§ PROBLEM REQUIREMENTS: Copy the first line of the entries below and every line after it through the line containing "const remaining = todos.filter((t)". Do not include pictures.

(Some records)
※
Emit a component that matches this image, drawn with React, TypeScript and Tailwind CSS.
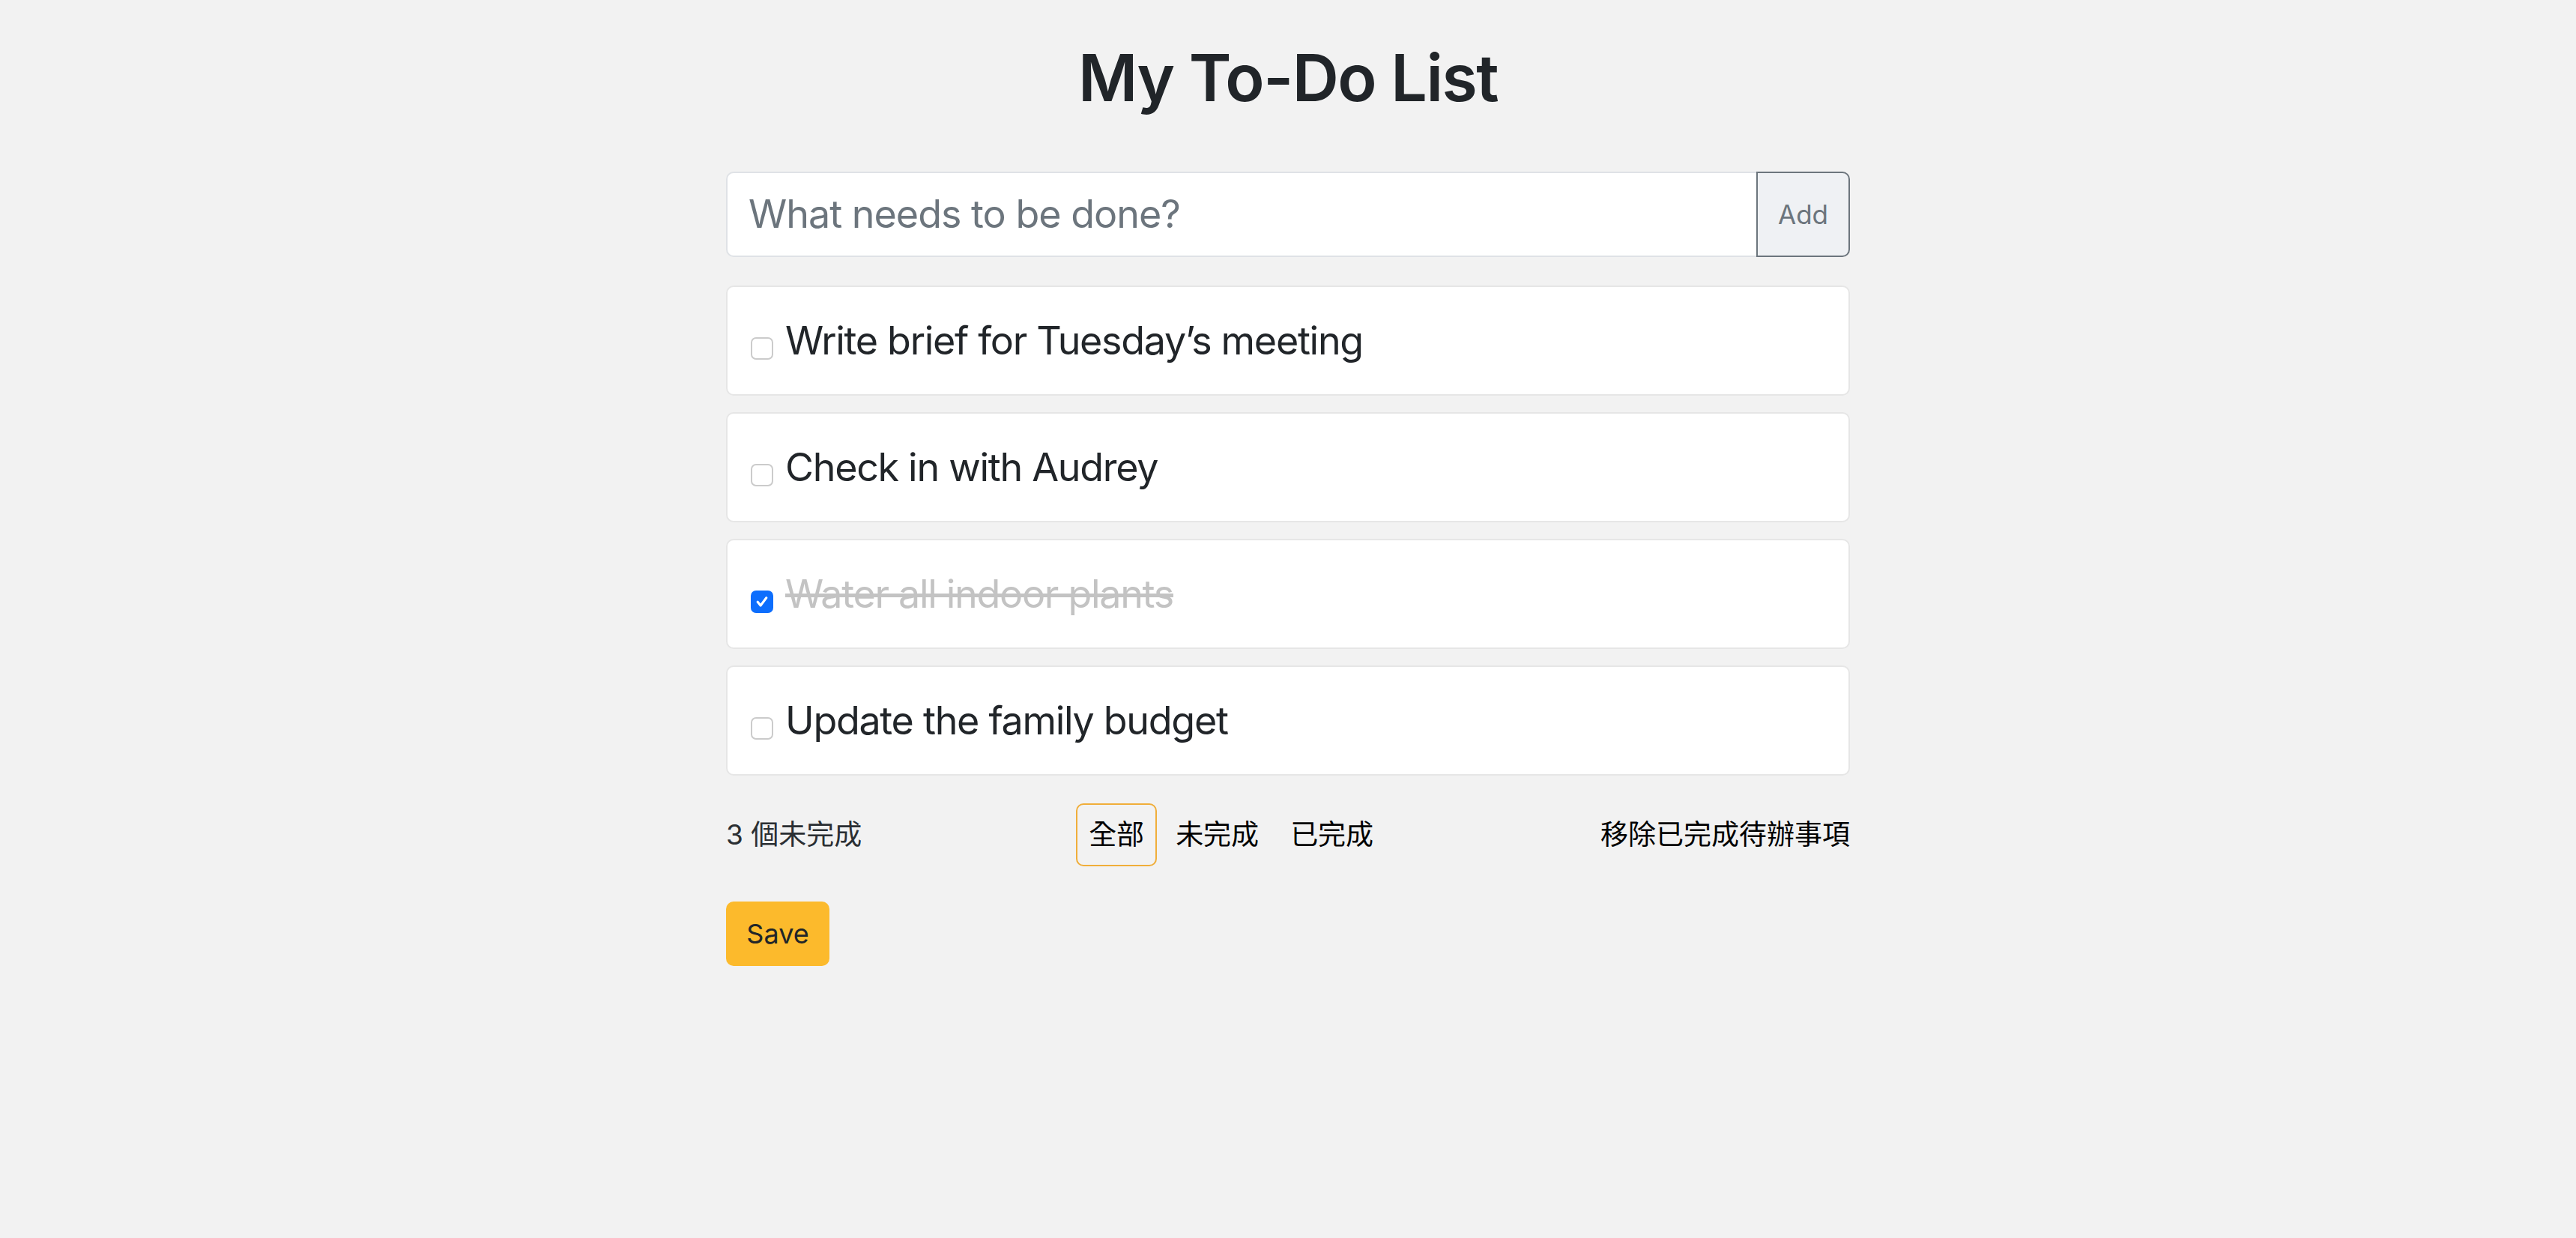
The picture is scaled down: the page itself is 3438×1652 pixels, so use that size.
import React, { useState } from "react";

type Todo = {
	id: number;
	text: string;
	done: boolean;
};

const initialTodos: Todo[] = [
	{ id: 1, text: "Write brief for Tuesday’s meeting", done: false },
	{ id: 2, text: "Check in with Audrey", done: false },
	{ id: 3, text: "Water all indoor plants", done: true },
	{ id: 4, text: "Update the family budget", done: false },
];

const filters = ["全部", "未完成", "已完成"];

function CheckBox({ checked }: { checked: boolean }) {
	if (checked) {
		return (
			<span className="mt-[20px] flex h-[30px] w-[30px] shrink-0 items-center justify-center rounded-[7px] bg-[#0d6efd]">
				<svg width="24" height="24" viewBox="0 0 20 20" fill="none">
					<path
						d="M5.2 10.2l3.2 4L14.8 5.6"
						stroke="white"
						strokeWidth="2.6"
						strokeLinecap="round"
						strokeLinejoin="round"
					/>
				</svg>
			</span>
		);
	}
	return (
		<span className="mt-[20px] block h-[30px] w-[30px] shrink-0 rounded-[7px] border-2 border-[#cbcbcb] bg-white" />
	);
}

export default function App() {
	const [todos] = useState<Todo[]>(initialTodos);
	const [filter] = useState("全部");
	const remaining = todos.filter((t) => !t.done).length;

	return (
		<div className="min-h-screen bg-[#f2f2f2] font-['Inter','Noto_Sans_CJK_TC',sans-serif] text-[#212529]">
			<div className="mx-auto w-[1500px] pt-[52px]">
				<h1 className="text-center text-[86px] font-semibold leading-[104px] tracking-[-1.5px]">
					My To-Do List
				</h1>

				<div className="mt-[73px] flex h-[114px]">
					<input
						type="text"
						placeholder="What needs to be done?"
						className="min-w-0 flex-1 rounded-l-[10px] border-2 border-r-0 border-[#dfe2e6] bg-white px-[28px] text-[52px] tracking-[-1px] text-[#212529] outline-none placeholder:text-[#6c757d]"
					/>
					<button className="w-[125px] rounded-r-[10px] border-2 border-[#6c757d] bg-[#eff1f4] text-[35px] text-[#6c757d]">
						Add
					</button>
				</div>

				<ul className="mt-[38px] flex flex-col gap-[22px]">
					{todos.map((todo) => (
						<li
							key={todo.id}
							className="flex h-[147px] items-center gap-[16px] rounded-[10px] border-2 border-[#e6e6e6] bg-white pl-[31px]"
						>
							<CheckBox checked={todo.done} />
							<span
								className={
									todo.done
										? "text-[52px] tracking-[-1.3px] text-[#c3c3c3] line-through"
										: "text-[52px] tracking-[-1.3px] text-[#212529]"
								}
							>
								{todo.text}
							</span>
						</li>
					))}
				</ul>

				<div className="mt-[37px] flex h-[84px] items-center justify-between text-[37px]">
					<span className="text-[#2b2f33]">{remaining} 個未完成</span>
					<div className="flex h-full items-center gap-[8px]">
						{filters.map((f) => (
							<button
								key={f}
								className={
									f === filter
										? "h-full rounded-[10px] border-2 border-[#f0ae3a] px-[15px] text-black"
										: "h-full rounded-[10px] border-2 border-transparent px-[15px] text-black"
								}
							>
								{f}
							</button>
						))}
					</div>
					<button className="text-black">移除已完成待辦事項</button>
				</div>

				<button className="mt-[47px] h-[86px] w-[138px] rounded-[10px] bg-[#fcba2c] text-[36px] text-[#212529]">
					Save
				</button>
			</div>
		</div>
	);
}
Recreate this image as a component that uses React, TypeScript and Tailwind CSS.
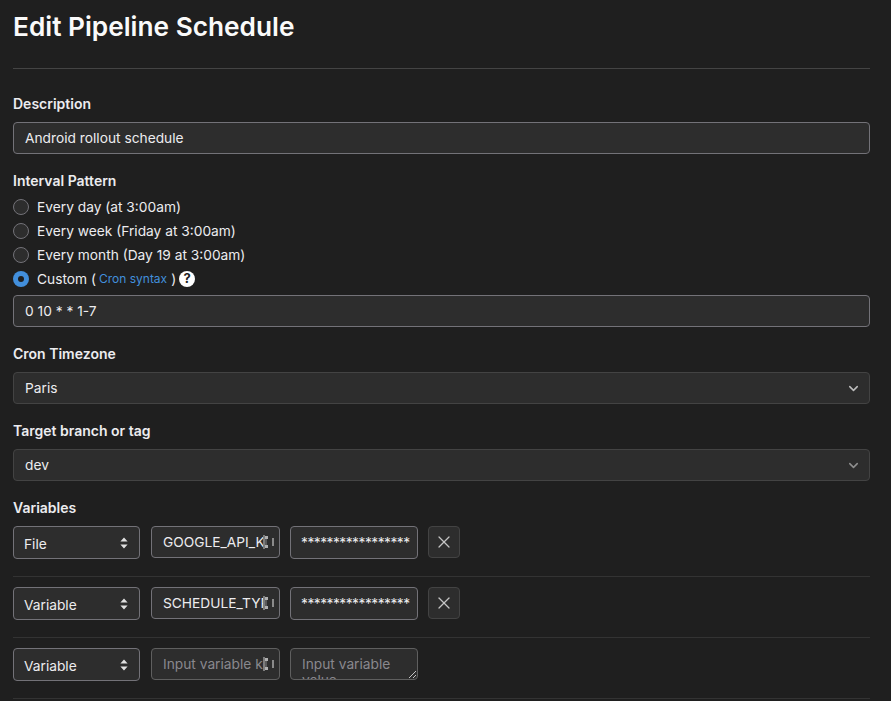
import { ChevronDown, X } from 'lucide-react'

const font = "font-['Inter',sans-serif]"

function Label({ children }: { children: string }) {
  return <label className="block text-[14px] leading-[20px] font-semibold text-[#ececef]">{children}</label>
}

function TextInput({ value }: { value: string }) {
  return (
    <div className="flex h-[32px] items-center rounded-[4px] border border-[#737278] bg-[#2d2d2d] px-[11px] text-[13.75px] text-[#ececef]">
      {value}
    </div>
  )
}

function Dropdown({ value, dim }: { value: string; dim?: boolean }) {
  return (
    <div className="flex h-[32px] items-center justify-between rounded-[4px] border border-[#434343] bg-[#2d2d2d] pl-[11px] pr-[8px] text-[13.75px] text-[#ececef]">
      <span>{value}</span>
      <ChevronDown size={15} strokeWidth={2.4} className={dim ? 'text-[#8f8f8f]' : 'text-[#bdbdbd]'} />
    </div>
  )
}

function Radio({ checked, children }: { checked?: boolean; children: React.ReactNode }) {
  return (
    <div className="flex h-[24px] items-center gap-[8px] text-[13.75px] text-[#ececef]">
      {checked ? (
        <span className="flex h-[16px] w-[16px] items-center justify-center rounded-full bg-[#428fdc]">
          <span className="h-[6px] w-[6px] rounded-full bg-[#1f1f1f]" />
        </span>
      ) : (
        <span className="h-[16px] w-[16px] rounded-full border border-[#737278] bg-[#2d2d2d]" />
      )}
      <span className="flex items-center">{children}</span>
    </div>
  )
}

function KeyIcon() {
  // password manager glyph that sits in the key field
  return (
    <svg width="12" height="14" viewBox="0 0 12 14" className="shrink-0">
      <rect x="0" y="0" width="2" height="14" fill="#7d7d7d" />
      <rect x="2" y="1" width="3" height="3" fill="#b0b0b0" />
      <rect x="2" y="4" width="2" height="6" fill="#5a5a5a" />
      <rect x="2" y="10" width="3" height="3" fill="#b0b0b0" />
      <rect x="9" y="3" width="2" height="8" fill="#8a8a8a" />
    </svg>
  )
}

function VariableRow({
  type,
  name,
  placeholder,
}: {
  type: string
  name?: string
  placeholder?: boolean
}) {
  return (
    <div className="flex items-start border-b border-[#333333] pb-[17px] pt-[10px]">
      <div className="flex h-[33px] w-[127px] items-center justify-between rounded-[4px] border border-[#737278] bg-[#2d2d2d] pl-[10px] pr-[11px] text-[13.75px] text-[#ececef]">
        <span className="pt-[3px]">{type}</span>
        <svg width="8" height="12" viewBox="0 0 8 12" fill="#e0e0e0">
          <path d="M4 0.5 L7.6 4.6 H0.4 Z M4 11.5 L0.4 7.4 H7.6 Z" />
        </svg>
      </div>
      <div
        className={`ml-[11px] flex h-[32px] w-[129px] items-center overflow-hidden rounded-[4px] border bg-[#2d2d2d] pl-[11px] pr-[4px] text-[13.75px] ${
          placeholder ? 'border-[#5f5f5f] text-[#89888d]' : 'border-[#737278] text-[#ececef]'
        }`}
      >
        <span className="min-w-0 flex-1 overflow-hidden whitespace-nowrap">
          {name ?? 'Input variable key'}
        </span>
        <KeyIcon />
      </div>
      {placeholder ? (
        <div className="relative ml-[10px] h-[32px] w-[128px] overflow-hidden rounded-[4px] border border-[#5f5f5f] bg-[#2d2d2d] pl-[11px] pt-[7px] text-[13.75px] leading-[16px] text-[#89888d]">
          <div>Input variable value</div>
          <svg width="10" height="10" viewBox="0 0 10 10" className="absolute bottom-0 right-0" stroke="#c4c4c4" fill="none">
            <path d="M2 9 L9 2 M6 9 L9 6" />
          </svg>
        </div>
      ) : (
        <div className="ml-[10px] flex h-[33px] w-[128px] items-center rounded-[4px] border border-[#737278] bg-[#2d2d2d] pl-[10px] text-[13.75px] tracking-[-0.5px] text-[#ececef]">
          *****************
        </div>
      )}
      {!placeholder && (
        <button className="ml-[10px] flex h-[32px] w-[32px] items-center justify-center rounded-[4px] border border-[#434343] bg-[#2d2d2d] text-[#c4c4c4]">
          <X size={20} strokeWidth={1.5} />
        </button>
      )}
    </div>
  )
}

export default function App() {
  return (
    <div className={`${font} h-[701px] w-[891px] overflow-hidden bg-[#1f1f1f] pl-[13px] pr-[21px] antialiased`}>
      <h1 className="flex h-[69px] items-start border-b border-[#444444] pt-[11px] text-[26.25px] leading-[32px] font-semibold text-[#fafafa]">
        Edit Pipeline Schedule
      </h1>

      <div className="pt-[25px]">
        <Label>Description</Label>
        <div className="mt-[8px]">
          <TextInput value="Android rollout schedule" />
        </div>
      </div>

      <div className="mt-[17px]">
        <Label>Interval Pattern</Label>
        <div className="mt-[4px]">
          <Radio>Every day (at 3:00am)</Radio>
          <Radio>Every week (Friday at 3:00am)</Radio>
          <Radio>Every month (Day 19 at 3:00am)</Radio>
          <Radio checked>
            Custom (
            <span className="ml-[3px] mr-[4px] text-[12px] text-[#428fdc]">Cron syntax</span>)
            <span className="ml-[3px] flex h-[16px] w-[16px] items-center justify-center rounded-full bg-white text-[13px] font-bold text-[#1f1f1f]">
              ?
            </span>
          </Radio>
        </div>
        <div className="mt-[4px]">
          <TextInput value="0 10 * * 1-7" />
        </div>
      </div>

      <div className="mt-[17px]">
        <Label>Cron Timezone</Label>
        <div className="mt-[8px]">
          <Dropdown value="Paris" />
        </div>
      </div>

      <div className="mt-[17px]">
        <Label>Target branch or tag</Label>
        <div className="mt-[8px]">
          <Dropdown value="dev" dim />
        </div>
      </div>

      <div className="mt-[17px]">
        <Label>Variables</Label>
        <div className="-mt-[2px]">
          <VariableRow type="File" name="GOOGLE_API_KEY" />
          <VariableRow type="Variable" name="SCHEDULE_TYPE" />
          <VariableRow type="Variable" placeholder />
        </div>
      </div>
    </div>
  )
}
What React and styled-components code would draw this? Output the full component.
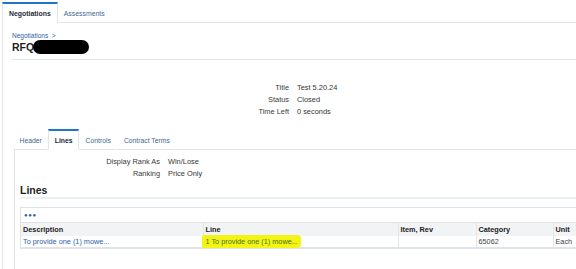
※
§ TASK SOLUTION:
Emit a component that matches this image, drawn with React, TypeScript and Tailwind CSS.
The picture is scaled down: the page itself is 3438×1652 pixels, so use that size.
import React, { useState } from "react";

type Todo = {
	id: number;
	text: string;
	done: boolean;
};

const initialTodos: Todo[] = [
	{ id: 1, text: "Write brief for Tuesday’s meeting", done: false },
	{ id: 2, text: "Check in with Audrey", done: false },
	{ id: 3, text: "Water all indoor plants", done: true },
	{ id: 4, text: "Update the family budget", done: false },
];

const filters = ["全部", "未完成", "已完成"];

function CheckBox({ checked }: { checked: boolean }) {
	if (checked) {
		return (
			<span className="mt-[20px] flex h-[30px] w-[30px] shrink-0 items-center justify-center rounded-[7px] bg-[#0d6efd]">
				<svg width="24" height="24" viewBox="0 0 20 20" fill="none">
					<path
						d="M5.2 10.2l3.2 4L14.8 5.6"
						stroke="white"
						strokeWidth="2.6"
						strokeLinecap="round"
						strokeLinejoin="round"
					/>
				</svg>
			</span>
		);
	}
	return (
		<span className="mt-[20px] block h-[30px] w-[30px] shrink-0 rounded-[7px] border-2 border-[#cbcbcb] bg-white" />
	);
}

export default function App() {
	const [todos] = useState<Todo[]>(initialTodos);
	const [filter] = useState("全部");
	const remaining = todos.filter((t) => !t.done).length;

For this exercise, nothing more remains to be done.